Let’s not separate what we do, fundamentally, from any well run establishment. We’re here to create an exemplary experience for the guest. We want people to have a great time. We push the prescribed paradigms a bit and question everything when it comes to our cocktails. In the end, a delicious cocktail will never be sacrificed for technique; however, if we can create anticipation, evoke emotion and stimulate the senses will giving a world class experience the guests should leave “wowed” and want to return.

What conditions must be met to create the ice?

We have two full time ice chefs. One begins work at about 11 am and works until 6 pm or so. The other arrives about that time and will work until close—usually 2 or 3 am. There are hours of prepping flavored ices, filling molds, harvesting the big blocks that will become hand chipped ice, preparing glassware, etc. It is a big project, but an aspect of the program that we deemed very important from the get go. We approach every aspect of our beverage program with the same fervor. Whether it is ice, the spirits, cocktails themselves, service vessels, food … it all gets the same attention that a high level restaurant would give. 

What about “regular ice” takes away from the full flavor of a cocktail?

What makes a good piece of ice superior to typical machine ice (or the ice we freeze at home) is density. Size plays a role, but density is more important. It means the ice will take longer to melt, diluting the cocktail more slowly and not washing it out. Flavored ice adds depth and an additional element as it melts, as opposed to simply diluting.

How many staff members know how to make the ice?  Why so few?

Beyond the two ice chefs, there are several of us that can step in to lend a hand. Chef de Cuisine, Micah Melton, began in the ice room and is quite adept at the station.

Your team created a YouTube video a few years back to describe the ice-making process. What was the consequence of it? Were more people from out of state coming to visit?

The video has about 60,000 views. Not much by YouTube standards, but pretty crazy when you consider “it’s just ice”. We don’t look at it as just ice. I’ve shown that video at conferences all over the world- it allows people to glimpse into what we do and is a bit of a teaser.

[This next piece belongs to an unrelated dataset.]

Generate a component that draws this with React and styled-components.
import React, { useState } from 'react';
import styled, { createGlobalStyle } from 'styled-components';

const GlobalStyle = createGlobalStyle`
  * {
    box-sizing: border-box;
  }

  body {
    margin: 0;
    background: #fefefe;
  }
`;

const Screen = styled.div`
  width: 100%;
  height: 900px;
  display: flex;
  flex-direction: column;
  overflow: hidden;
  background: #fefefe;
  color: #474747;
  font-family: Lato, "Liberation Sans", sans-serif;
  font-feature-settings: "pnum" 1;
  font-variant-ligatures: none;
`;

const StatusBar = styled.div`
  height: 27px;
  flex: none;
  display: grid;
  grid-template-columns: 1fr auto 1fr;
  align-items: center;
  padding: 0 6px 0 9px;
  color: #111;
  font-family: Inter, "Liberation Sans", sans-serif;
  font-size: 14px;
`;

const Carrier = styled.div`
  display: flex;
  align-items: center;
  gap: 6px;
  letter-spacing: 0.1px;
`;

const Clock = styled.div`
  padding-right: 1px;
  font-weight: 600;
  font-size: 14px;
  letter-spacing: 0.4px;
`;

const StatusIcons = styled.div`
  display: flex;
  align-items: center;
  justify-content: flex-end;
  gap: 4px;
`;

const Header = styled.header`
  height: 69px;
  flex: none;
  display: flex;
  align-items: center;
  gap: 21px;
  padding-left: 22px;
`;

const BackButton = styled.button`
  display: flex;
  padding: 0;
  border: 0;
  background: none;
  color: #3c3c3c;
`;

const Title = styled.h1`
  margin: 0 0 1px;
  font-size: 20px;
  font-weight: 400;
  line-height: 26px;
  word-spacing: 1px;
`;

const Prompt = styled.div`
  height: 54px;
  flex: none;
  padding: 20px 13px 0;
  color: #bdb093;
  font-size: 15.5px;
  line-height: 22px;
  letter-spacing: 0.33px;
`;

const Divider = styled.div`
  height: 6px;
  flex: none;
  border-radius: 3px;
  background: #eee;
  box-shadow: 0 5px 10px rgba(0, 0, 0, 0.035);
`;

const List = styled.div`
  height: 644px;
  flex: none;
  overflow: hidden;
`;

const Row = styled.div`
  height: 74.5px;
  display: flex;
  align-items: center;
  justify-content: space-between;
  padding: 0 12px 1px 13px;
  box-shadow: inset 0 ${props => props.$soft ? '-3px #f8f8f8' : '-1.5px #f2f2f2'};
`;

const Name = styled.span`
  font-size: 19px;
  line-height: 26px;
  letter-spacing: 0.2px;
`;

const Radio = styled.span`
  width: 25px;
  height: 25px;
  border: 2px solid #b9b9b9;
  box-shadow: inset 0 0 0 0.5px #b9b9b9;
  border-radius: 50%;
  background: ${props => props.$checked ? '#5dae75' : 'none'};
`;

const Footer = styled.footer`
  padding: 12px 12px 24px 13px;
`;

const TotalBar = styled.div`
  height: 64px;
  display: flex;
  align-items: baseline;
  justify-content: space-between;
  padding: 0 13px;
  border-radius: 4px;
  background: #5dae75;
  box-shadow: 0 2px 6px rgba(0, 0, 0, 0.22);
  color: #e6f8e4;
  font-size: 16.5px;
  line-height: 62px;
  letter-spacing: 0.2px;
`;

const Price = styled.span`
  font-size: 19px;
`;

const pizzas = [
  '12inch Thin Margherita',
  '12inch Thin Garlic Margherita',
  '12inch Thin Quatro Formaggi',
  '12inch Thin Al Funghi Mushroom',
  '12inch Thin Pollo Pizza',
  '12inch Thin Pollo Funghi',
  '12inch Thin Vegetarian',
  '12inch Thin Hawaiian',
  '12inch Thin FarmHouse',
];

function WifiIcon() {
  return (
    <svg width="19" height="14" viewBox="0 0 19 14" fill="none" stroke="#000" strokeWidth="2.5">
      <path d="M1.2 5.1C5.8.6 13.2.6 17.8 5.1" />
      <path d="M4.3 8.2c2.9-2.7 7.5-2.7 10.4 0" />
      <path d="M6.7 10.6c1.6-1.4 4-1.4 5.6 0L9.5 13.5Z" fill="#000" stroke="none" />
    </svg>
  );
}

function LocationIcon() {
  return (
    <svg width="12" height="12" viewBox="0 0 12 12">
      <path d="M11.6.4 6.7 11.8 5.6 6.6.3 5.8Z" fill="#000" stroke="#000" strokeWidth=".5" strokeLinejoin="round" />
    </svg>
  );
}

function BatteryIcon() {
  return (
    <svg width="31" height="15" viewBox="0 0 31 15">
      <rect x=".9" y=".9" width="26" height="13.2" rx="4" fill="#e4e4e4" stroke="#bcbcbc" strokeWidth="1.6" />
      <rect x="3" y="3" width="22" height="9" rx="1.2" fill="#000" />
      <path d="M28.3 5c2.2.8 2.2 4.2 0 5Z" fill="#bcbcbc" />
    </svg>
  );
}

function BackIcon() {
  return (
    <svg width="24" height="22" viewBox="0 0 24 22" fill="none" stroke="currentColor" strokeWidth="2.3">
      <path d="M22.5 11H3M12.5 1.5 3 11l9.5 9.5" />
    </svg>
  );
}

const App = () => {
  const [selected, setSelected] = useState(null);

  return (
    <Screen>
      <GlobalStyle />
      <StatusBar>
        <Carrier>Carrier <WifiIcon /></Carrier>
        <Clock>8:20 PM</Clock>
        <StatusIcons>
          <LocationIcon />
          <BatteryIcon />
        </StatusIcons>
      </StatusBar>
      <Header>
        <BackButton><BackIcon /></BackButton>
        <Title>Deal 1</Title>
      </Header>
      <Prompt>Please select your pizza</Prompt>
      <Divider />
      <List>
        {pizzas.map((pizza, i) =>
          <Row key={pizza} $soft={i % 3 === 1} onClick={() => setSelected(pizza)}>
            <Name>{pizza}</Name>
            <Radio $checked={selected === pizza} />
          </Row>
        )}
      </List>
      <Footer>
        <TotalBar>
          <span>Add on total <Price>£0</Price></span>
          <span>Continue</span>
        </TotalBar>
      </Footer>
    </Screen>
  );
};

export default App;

Should first-timers Google The Aviary, or would that take away from the spontaneity of the experience?

I think it’s a good idea to have an idea of what we do. You can make reservations at www.theaviary.com  Come with an open mind, come with people whose company you enjoy and come thirsty.

At your house parties, do you just use the ice from the fridge, or do your guests get the special ice?

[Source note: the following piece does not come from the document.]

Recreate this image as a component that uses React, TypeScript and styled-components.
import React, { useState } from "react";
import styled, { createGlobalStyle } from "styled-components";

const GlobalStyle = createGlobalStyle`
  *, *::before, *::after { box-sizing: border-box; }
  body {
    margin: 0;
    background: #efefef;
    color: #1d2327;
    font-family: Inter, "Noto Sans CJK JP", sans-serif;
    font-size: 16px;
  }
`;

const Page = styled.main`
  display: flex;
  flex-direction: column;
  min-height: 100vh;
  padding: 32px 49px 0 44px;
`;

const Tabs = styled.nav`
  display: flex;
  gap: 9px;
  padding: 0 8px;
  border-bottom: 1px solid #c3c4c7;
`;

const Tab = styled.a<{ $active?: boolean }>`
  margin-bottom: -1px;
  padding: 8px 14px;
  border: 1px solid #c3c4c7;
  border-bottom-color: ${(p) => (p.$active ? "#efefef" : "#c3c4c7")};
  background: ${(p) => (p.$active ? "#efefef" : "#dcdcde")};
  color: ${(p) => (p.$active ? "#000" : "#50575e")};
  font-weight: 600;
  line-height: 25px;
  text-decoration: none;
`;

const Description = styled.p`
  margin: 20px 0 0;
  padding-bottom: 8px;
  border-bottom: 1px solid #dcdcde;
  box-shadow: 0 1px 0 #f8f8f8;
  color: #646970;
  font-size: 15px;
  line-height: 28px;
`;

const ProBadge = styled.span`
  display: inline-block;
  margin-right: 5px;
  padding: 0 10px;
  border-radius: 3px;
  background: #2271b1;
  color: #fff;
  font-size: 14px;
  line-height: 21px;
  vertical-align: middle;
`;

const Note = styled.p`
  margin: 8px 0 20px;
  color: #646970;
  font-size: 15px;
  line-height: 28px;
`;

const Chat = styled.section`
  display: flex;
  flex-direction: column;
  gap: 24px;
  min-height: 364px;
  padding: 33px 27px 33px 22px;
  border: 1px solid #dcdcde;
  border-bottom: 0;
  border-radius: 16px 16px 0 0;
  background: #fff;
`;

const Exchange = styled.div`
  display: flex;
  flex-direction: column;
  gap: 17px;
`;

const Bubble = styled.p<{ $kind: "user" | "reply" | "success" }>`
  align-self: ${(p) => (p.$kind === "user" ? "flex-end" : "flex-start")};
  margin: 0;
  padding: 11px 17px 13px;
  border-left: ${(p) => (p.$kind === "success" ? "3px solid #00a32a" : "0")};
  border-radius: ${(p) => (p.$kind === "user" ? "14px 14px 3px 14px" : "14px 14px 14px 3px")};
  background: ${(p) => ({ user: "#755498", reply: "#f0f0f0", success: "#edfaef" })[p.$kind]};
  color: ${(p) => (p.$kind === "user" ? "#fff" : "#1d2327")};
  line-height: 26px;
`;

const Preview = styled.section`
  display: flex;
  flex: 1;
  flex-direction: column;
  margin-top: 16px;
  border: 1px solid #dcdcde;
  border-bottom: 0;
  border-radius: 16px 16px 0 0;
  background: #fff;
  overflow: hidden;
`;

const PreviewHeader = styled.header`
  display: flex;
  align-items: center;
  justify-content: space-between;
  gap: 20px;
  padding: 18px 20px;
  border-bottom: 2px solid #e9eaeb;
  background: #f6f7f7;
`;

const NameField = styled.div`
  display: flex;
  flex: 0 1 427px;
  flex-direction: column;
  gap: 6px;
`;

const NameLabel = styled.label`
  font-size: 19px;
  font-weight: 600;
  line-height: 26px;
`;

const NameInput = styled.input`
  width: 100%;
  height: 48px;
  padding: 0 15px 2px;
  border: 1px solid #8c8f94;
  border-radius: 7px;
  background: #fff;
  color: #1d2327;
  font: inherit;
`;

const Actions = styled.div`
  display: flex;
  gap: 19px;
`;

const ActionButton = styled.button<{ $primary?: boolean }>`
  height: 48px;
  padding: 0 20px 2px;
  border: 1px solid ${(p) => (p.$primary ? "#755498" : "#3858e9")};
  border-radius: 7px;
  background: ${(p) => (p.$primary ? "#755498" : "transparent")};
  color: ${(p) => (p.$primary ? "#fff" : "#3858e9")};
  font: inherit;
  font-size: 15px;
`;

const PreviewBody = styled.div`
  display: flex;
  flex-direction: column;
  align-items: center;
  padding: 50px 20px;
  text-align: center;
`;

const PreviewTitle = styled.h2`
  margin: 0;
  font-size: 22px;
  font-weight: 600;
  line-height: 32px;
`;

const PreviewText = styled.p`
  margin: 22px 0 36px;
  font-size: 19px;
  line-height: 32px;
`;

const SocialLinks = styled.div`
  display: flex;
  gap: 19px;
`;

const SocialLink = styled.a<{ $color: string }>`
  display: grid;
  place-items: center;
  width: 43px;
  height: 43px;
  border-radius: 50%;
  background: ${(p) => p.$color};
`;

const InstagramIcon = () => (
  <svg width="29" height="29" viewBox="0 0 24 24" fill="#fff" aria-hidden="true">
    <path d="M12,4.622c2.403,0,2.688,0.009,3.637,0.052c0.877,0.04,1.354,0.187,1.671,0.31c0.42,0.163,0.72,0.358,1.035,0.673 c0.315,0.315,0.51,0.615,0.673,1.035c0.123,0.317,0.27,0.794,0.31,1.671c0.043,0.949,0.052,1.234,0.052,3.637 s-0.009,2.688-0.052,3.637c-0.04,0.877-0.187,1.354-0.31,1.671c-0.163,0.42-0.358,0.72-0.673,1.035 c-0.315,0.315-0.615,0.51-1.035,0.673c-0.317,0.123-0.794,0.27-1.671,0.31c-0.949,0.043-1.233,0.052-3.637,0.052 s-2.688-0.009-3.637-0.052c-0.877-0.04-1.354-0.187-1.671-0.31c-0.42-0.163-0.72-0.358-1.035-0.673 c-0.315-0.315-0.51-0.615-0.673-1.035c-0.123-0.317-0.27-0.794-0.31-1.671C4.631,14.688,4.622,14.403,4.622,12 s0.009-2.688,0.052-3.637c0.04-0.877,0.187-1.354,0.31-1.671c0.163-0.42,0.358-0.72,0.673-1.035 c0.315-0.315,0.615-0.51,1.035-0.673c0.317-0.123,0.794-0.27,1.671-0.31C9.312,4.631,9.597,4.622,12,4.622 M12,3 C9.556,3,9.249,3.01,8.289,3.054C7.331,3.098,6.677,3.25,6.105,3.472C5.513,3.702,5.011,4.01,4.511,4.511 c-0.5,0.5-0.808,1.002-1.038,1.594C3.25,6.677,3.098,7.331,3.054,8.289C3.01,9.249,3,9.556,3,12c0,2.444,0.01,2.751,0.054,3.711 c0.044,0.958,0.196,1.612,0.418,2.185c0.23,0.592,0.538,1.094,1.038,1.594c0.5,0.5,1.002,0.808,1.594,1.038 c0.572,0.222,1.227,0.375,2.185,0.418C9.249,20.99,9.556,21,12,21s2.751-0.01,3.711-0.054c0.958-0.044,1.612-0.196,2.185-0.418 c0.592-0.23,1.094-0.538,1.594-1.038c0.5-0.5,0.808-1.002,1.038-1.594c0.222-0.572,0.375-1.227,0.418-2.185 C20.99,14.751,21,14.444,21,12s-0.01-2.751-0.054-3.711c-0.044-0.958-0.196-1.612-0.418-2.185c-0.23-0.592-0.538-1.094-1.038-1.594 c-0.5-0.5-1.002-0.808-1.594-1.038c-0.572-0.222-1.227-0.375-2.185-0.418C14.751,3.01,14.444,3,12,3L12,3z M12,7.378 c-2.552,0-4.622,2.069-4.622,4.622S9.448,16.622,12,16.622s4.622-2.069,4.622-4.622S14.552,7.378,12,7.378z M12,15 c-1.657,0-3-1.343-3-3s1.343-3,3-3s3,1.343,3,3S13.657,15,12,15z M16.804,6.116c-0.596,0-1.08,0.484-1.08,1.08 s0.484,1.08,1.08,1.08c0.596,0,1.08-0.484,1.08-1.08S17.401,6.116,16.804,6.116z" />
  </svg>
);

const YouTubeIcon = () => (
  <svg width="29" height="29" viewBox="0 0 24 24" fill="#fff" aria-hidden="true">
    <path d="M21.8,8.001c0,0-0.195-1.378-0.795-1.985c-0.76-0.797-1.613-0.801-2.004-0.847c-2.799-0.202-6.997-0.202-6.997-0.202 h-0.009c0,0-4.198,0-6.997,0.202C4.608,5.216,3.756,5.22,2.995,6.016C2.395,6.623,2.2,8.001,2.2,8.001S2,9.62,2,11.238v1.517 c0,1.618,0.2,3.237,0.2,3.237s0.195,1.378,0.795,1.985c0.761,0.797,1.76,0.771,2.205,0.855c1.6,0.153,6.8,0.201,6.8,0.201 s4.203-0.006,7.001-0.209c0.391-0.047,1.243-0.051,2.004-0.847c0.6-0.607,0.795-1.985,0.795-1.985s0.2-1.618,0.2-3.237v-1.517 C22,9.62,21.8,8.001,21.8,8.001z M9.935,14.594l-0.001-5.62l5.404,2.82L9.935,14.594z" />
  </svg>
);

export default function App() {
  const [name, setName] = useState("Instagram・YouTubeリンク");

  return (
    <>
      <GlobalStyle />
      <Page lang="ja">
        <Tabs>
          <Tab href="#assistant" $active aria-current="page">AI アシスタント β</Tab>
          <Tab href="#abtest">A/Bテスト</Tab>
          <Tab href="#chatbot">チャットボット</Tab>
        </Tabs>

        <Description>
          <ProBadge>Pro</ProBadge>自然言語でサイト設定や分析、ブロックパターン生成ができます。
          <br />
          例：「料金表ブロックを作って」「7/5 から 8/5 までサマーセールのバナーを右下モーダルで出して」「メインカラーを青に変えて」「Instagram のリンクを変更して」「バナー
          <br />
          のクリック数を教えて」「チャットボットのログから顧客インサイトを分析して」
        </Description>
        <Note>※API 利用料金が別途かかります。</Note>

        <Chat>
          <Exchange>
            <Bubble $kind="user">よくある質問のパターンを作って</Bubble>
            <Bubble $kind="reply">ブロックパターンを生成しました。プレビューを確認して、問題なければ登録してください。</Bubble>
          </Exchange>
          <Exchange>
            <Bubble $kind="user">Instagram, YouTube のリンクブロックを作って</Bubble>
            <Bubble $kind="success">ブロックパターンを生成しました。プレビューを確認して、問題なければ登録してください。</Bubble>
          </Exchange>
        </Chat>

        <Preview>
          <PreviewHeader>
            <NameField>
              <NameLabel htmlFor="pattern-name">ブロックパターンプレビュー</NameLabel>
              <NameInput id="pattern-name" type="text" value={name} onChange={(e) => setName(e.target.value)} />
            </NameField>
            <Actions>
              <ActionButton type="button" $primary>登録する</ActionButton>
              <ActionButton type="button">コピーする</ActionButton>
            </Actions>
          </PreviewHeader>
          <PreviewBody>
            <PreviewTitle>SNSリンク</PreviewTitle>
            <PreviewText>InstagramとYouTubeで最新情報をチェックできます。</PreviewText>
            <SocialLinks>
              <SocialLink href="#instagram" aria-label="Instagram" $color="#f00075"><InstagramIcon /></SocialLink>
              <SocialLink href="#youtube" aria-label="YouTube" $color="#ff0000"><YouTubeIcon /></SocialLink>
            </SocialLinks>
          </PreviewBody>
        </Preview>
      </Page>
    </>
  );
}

I generally have my fridge stocked with high quality ice. Make friends with your local cocktail bar—they may set you up with a bag to take home.

 

Aviary's Ice: By the Numbers

Number of ice types: About 25 at any given time

Number of tools employed to make the ice: Two full time ice chefs, two super chillers, one blast freezer, three reach-in freezers, one full-size freezer, one reverse osmosis filtration system, 10 custom ice molds, 100 custom glasses, one chainsaw,  one kleinbell iceblock maker, one hoist for 300-lb blocks, one drill, picks, chisels, industrial tank of liquid nitrogen, 100 pounds of dry ice/three days ...

Hours spent to carve one piece: An experience ice chef can cut an ice chard for water in a 20 seconds, make a hand chipped sphere in 3 minutes and make the hollow shell for the “In the Rocks” in about 11 minutes

Average number of iPhone images captured in one sitting: Depends on the guest…. three to five.

Average tab per table: Depending on the guest- you can order one drink a la carte, a flight of three, five-course tasting menu with food & drink, 10-course tasting menu with food and drink  etc. About $45/person with tax and tip

No. 1 question posed by patrons about the ice: Does someone really chip every piece?  How do you make the “In the Rocks” sphere? Can we meet the “ice guy”?